Google’s Med-PaLM 2, an AI tool designed to answer questions about medical information, has been in testing since April at the Mayo Clinic research hospital, among others. The Wall Street Journal reported this morning. Med-PaLM 2 is a variant of PaLM 2, which was announced at Google I/O in May of this year. PaLM 2 is the language model underlying Google’s Bard.
The newspaper also mentions research that Google made public in May (pdf) showing that Med-PaLM 2 still suffers from some of the accuracy issues we are already accustomed to seeing in large language models. In the study, doctors found more inaccuracies and irrelevant information in answers from Google’s Med-PaLM and Med-PalM 2 than those from other doctors.

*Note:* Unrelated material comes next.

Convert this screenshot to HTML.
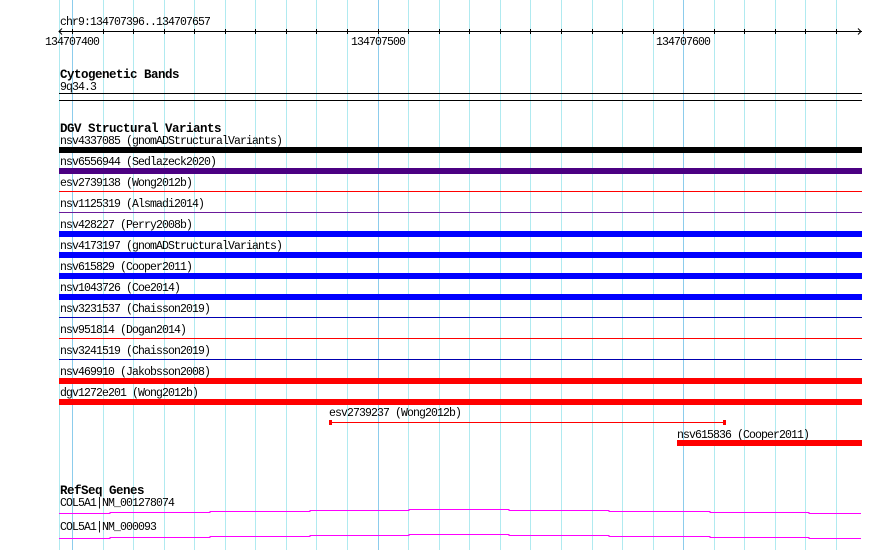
<!DOCTYPE html><html><head><style>body{margin:0;background:#fff}svg{display:block}text{font-family:"Liberation Mono",monospace;font-size:11.5px;letter-spacing:-0.9px;fill:#000}.b{font-weight:bold;font-size:12.5px;letter-spacing:-0.5px}</style></head><body>
<svg width="890" height="550" xmlns="http://www.w3.org/2000/svg" shape-rendering="crispEdges">
<g id="grid" stroke="#b0eaf0" stroke-width="1">
<line x1="59.5" y1="0" x2="59.5" y2="550"/>
<line x1="103.5" y1="0" x2="103.5" y2="550"/><line x1="133.5" y1="0" x2="133.5" y2="550"/><line x1="164.5" y1="0" x2="164.5" y2="550"/><line x1="194.5" y1="0" x2="194.5" y2="550"/><line x1="225.5" y1="0" x2="225.5" y2="550"/><line x1="255.5" y1="0" x2="255.5" y2="550"/><line x1="286.5" y1="0" x2="286.5" y2="550"/><line x1="316.5" y1="0" x2="316.5" y2="550"/><line x1="347.5" y1="0" x2="347.5" y2="550"/>
<line x1="408.5" y1="0" x2="408.5" y2="550"/><line x1="439.5" y1="0" x2="439.5" y2="550"/><line x1="469.5" y1="0" x2="469.5" y2="550"/><line x1="500.5" y1="0" x2="500.5" y2="550"/><line x1="530.5" y1="0" x2="530.5" y2="550"/><line x1="561.5" y1="0" x2="561.5" y2="550"/><line x1="592.5" y1="0" x2="592.5" y2="550"/><line x1="622.5" y1="0" x2="622.5" y2="550"/><line x1="653.5" y1="0" x2="653.5" y2="550"/>
<line x1="714.5" y1="0" x2="714.5" y2="550"/><line x1="744.5" y1="0" x2="744.5" y2="550"/><line x1="775.5" y1="0" x2="775.5" y2="550"/><line x1="805.5" y1="0" x2="805.5" y2="550"/><line x1="836.5" y1="0" x2="836.5" y2="550"/>
</g>
<g stroke="#8cccec"><line x1="72.5" y1="0" x2="72.5" y2="550"/><line x1="378.5" y1="0" x2="378.5" y2="550"/><line x1="683.5" y1="0" x2="683.5" y2="550"/></g>
<text x="60" y="25">chr9:134707396..134707657</text>
<g stroke="#000" fill="none">
<line x1="59" y1="31.5" x2="862" y2="31.5"/>
<path d="M62 28.5 L59 31.5 L62 34.5 M858 28.5 L861 31.5 L858 34.5" shape-rendering="auto"/>
<path d="M72.5 29v5M103.5 29v5M133.5 29v5M164.5 29v5M194.5 29v5M225.5 29v5M255.5 29v5M286.5 29v5M316.5 29v5M347.5 29v5M378.5 29v5M408.5 29v5M439.5 29v5M469.5 29v5M500.5 29v5M530.5 29v5M561.5 29v5M592.5 29v5M622.5 29v5M653.5 29v5M683.5 29v5M714.5 29v5M744.5 29v5M775.5 29v5M805.5 29v5M836.5 29v5"/>
</g>
<text x="45" y="45">134707400</text><text x="351" y="45">134707500</text><text x="656" y="45">134707600</text>
<text class="b" x="60" y="78">Cytogenetic Bands</text>
<text x="60" y="90">9q34.3</text>
<rect x="59" y="93" width="803" height="1" fill="#000"/><rect x="59" y="100" width="803" height="1" fill="#000"/>
<text class="b" x="60" y="132">DGV Structural Variants</text>
<text x="60" y="144">nsv4337085 (gnomADStructuralVariants)</text><rect x="59" y="147" width="803" height="6" fill="#000"/>
<text x="60" y="165">nsv6556944 (Sedlazeck2020)</text><rect x="59" y="168" width="803" height="6" fill="#4b0082"/>
<text x="60" y="186">esv2739138 (Wong2012b)</text><rect x="59" y="191" width="803" height="1" fill="#f00"/>
<text x="60" y="207">nsv1125319 (Alsmadi2014)</text><rect x="59" y="212" width="803" height="1" fill="#6a1a9a"/>
<text x="60" y="228">nsv428227 (Perry2008b)</text><rect x="59" y="231" width="803" height="6" fill="#00f"/>
<text x="60" y="249">nsv4173197 (gnomADStructuralVariants)</text><rect x="59" y="252" width="803" height="6" fill="#00f"/>
<text x="60" y="270">nsv615829 (Cooper2011)</text><rect x="59" y="273" width="803" height="6" fill="#00f"/>
<text x="60" y="291">nsv1043726 (Coe2014)</text><rect x="59" y="294" width="803" height="6" fill="#00f"/>
<text x="60" y="312">nsv3231537 (Chaisson2019)</text><rect x="59" y="317" width="803" height="1" fill="#0000b0"/>
<text x="60" y="333">nsv951814 (Dogan2014)</text><rect x="59" y="338" width="803" height="1" fill="#f00"/>
<text x="60" y="354">nsv3241519 (Chaisson2019)</text><rect x="59" y="359" width="803" height="1" fill="#0000b0"/>
<text x="60" y="375">nsv469910 (Jakobsson2008)</text><rect x="59" y="378" width="803" height="6" fill="#f00"/>
<text x="60" y="396">dgv1272e201 (Wong2012b)</text><rect x="59" y="399" width="803" height="6" fill="#f00"/>
<text x="329" y="416">esv2739237 (Wong2012b)</text>
<rect x="329" y="422" width="397" height="1" fill="#f00"/><rect x="329" y="420" width="3" height="5" fill="#f00"/><rect x="723" y="420" width="3" height="5" fill="#f00"/>
<text x="677" y="438">nsv615836 (Cooper2011)</text><rect x="677" y="440" width="185" height="6" fill="#f00"/>
<text class="b" x="60" y="494">RefSeq Genes</text>
<text x="60" y="506">COL5A1|NM_001278074</text>
<path d="M59 513.5H110V512.5H210V511.5H310V510.5H409V509.5H509V510.5H609V511.5H710V512.5H809V513.5H861" stroke="#f0f" fill="none"/>
<text x="60" y="530">COL5A1|NM_000093</text>
<path d="M59 538.5H110V537.5H210V536.5H310V535.5H409V534.5H509V535.5H609V536.5H710V537.5H809V538.5H861" stroke="#f0f" fill="none"/>
</svg></body></html>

Yet Med-PaLM 2 performed more or less as well as the actual doctors in almost every other metric, such as evidence of reasoning, consensus-supported answers, or no sign of misunderstanding.
WSJ reports that customers testing Med-PaLM 2 have control over their data, which is encrypted, and Google cannot access it.
According to Google senior research director Greg Corrado, WSJ says Med-PaLM 2 is still in its infancy. Corrado said that while he wouldn’t want it to be part of his own family’s “health journey,” he believes Med-PaLM 2 “takes the places in healthcare where AI can be useful and expands them by a factor of 10.”